The Benefits of the Hydroponic Garden
The residents who work in the garden can come and go as they please, and visiting family members and friends are welcome to join in. The reactions to the garden have been very positive. The number of gardeners keeps growing, and some are growing a few plants in their apartments. One resident said:
“So much work goes into getting those little seeds into those pots. But then you see what comes. It’s very rewarding.”

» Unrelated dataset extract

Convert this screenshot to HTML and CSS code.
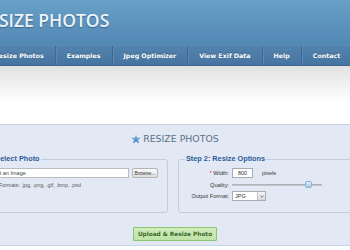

“It has been great to bring the residents together through a food-based program,” said Lewerenz. “This is a very good way to interact, and the residents are learning to try new things and enjoy new flavors. We plan to work closer with the residents to get them more involved, providing them with educational opportunities and helping to facilitate more community relationships within the residential community. There are many hydroponic gardens being set up in the area, but none in a retirement community that involves and benefits the community like this one. We’re really proud of what we’ve been able to accomplish so far. We hope to provide many of the greens used at Concord’s kitchen. It doesn’t get any more local than that!”